**Information provided**
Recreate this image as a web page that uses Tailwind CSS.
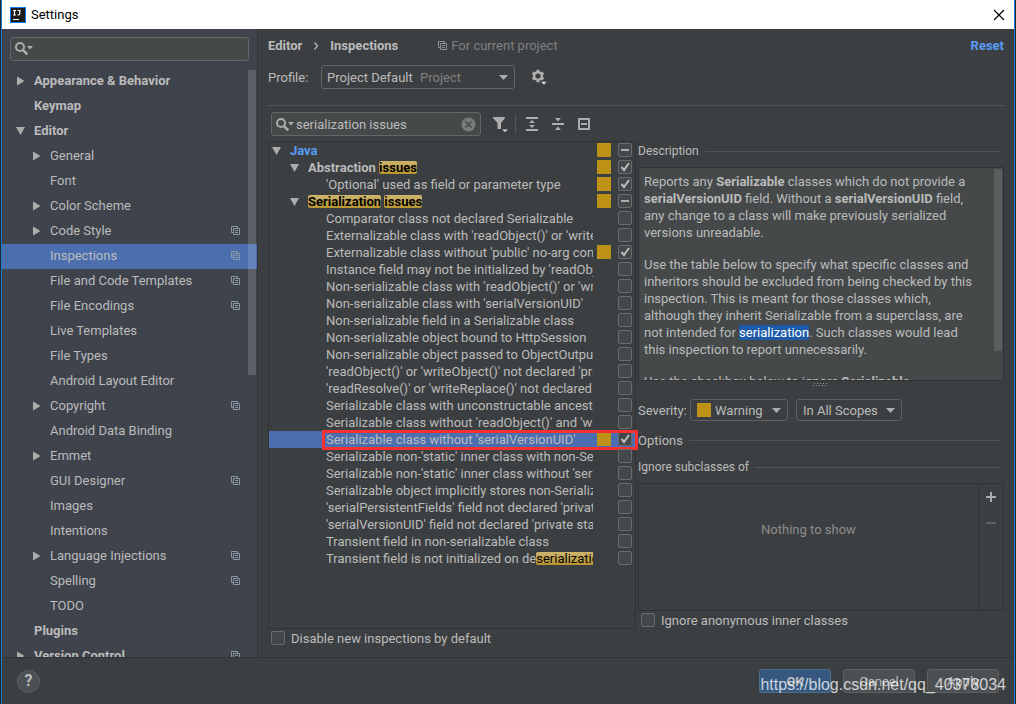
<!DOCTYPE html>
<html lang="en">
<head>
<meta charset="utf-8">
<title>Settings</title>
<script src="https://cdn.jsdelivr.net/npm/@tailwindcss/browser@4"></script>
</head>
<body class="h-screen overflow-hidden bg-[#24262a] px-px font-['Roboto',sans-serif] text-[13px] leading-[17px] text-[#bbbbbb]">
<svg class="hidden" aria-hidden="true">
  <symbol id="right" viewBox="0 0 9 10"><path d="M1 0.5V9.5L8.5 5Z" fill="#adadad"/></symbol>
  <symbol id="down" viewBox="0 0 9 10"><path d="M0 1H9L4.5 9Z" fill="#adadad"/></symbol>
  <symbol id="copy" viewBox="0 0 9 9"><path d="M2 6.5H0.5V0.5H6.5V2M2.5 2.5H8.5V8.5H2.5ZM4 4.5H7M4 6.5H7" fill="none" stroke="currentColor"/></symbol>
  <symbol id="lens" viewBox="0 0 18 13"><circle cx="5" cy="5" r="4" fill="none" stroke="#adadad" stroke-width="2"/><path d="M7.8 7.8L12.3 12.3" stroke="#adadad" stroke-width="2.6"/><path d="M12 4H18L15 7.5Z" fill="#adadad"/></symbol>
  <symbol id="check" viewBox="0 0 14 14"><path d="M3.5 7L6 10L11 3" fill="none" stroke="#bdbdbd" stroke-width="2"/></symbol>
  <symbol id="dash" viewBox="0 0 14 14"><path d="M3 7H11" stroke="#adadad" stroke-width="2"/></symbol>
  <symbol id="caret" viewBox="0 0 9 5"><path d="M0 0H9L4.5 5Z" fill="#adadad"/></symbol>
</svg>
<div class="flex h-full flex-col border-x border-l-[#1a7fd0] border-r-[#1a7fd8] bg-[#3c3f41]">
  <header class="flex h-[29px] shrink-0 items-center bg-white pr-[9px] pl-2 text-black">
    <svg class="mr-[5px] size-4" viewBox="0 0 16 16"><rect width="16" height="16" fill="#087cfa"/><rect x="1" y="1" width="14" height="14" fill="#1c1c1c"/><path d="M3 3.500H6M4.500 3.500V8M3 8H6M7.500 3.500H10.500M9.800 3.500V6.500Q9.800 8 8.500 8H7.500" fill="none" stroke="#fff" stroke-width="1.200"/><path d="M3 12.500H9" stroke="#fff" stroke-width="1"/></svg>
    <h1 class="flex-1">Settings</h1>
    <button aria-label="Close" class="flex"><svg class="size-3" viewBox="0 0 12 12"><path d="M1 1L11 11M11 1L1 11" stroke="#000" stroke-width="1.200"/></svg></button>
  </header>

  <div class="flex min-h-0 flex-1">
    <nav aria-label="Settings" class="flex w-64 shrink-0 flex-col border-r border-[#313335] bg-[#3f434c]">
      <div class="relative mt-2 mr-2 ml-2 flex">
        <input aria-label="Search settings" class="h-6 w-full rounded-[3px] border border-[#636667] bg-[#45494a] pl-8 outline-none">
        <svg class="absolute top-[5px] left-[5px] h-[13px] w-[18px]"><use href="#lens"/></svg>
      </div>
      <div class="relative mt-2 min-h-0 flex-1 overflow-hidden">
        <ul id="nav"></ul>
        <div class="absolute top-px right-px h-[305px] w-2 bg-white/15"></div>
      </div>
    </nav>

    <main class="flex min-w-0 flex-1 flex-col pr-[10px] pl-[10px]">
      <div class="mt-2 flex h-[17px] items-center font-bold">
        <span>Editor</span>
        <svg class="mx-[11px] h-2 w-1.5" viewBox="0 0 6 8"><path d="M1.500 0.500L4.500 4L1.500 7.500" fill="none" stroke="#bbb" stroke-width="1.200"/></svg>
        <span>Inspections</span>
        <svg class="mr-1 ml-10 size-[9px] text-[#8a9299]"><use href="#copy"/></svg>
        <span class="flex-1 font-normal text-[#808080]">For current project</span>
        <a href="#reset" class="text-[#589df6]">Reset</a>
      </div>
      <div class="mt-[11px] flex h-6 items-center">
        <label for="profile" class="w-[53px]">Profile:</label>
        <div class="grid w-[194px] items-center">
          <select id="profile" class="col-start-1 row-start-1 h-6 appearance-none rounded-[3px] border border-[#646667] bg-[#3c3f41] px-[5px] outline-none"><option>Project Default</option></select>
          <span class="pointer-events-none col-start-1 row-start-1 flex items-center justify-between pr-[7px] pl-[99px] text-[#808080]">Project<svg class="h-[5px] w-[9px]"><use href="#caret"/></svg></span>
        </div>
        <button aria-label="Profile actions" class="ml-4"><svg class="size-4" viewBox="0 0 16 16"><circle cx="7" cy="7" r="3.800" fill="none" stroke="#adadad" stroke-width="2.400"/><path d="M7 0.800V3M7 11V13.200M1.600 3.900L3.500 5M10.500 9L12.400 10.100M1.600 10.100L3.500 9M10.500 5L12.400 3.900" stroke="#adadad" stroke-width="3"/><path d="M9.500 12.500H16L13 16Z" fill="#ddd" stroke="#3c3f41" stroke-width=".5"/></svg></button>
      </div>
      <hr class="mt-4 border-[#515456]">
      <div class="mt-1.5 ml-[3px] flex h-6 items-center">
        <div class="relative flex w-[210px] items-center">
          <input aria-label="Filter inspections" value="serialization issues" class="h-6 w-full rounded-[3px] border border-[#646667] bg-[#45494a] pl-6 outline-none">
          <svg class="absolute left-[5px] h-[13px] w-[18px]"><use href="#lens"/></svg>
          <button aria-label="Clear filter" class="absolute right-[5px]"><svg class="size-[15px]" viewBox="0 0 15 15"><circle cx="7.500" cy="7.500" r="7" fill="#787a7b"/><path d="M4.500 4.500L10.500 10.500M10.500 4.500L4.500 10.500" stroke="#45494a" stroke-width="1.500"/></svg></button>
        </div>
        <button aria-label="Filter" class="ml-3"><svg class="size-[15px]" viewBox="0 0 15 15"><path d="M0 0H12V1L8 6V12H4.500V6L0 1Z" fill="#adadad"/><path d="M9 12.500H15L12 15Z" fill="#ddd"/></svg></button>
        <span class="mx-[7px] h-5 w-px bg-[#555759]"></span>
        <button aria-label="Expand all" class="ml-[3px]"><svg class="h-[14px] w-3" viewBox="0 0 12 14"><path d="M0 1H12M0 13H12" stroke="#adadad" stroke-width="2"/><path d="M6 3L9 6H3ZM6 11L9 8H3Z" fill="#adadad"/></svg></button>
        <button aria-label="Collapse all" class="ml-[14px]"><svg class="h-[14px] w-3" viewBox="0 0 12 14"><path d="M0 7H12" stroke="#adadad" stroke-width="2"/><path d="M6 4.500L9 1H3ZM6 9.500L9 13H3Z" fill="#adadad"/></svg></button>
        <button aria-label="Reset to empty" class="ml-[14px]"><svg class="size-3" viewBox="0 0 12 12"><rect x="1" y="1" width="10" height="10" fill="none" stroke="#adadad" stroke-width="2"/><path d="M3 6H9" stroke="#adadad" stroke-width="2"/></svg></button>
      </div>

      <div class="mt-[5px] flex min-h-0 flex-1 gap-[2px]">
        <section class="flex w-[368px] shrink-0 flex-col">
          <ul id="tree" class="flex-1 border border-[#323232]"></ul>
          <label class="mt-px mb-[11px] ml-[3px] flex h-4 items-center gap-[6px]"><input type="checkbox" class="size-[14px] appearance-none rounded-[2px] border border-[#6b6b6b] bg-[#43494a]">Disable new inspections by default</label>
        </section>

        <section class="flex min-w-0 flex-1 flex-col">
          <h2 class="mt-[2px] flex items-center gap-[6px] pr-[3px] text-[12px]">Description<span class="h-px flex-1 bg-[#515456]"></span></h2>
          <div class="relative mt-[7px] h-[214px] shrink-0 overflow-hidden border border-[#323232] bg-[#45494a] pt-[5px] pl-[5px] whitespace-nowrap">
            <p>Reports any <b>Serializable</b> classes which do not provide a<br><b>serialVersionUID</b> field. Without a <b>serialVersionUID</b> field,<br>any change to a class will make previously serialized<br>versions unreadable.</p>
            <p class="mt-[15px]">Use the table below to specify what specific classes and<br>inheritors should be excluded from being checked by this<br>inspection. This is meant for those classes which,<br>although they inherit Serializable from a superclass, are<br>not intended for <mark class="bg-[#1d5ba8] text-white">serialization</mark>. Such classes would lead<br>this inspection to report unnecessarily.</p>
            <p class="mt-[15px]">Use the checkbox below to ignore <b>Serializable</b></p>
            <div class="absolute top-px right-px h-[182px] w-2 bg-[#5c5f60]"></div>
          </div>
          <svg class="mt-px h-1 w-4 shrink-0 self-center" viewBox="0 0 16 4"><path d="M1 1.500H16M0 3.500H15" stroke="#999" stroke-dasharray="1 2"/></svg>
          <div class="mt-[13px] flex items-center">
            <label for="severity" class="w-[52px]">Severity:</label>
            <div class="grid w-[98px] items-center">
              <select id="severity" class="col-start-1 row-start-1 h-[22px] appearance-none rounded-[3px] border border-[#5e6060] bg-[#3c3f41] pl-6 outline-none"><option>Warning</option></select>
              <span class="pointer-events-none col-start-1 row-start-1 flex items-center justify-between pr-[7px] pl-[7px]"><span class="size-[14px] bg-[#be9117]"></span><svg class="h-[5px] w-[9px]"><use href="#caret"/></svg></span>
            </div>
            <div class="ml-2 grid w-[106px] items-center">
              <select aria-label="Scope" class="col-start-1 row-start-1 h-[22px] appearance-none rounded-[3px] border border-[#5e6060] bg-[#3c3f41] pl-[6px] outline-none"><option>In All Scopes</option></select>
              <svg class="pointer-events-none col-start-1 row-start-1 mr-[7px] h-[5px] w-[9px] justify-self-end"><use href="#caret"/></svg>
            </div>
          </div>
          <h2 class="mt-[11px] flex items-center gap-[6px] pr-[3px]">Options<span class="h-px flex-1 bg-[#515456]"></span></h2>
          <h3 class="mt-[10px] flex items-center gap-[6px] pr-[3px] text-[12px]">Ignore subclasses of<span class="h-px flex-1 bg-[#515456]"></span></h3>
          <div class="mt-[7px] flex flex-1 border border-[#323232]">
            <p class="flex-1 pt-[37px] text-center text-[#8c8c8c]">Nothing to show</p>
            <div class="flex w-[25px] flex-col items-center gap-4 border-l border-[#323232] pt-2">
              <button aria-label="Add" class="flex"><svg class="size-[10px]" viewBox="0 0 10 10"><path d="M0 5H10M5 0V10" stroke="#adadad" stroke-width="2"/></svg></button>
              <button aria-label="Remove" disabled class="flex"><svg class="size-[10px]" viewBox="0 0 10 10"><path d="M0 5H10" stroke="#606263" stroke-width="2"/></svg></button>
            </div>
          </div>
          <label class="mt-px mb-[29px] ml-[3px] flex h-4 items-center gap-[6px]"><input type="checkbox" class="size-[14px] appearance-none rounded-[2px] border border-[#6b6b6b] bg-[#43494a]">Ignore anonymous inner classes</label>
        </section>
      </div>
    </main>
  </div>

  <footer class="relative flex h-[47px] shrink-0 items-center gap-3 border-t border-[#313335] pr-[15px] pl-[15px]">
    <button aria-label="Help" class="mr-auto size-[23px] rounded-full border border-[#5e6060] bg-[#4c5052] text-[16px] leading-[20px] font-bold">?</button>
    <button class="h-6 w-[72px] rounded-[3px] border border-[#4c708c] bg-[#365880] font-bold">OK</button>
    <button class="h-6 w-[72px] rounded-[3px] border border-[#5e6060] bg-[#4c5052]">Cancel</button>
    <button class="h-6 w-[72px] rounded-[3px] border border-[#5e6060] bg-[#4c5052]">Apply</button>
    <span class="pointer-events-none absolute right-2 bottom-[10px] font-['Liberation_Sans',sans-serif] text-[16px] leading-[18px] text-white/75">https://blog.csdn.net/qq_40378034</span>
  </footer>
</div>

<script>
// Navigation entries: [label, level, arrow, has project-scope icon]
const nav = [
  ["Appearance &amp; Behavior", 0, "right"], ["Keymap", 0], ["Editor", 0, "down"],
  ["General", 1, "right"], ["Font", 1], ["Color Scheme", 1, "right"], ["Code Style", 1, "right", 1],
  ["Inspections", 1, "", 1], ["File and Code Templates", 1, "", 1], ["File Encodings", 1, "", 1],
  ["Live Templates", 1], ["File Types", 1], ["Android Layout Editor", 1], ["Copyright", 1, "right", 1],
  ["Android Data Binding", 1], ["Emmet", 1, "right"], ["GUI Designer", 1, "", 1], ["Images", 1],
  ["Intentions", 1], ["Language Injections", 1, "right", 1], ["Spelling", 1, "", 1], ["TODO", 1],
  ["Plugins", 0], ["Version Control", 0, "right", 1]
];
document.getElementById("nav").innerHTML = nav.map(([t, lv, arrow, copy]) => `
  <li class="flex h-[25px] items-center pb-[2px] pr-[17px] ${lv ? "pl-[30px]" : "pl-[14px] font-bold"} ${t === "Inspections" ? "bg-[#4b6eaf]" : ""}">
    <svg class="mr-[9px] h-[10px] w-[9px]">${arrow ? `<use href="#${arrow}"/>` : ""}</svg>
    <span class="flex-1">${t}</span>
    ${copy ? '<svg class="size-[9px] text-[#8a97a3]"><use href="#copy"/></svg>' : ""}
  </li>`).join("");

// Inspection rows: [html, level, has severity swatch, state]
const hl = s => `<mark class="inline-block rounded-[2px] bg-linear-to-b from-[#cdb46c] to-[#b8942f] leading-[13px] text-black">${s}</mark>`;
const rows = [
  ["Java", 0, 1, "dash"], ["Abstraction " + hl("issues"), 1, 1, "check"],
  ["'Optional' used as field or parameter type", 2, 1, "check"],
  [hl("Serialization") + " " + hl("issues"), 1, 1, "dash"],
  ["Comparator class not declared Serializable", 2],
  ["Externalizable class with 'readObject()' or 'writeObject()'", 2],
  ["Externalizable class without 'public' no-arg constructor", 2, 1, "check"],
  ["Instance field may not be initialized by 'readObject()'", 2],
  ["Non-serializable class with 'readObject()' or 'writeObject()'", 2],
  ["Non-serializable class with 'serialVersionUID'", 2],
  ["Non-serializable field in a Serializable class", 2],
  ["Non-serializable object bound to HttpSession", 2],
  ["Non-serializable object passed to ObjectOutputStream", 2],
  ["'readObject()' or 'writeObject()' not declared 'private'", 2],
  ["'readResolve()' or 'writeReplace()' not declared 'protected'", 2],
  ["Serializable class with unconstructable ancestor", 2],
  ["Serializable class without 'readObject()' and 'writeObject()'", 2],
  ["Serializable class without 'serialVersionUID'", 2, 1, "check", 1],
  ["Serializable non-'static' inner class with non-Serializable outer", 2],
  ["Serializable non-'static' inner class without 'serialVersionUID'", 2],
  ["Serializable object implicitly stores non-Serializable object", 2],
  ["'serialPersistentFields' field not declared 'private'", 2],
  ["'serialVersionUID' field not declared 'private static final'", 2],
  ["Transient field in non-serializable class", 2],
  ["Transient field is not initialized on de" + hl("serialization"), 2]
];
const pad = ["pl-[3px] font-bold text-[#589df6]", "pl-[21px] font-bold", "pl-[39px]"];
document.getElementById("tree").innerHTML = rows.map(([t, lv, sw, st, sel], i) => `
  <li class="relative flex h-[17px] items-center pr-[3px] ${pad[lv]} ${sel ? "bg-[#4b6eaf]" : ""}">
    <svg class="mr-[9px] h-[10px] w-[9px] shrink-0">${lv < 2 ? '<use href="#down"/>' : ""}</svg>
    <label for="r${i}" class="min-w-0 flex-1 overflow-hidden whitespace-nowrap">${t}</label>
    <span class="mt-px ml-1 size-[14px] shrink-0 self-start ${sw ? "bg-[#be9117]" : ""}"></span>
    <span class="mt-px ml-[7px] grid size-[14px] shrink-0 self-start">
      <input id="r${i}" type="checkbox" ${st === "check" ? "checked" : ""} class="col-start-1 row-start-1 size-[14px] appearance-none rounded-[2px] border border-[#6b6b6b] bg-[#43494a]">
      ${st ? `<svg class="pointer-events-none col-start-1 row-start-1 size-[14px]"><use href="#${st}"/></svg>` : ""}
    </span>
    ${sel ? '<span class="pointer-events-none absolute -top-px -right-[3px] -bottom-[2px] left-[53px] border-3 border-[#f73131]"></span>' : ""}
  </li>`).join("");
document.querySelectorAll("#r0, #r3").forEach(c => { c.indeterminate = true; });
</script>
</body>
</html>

**Task to carry out**
Filter for "this". Return all lines that hold it.

**Written answer**
Recreate this image as a web page that uses Tailwind CSS.
            <p class="mt-[15px]">Use the table below to specify what specific classes and<br>inheritors should be excluded from being checked by this<br>inspection. This is meant for those classes which,<br>although they inherit Serializable from a superclass, are<br>not intended for <mark class="bg-[#1d5ba8] text-white">serialization</mark>. Such classes would lead<br>this inspection to report unnecessarily.</p>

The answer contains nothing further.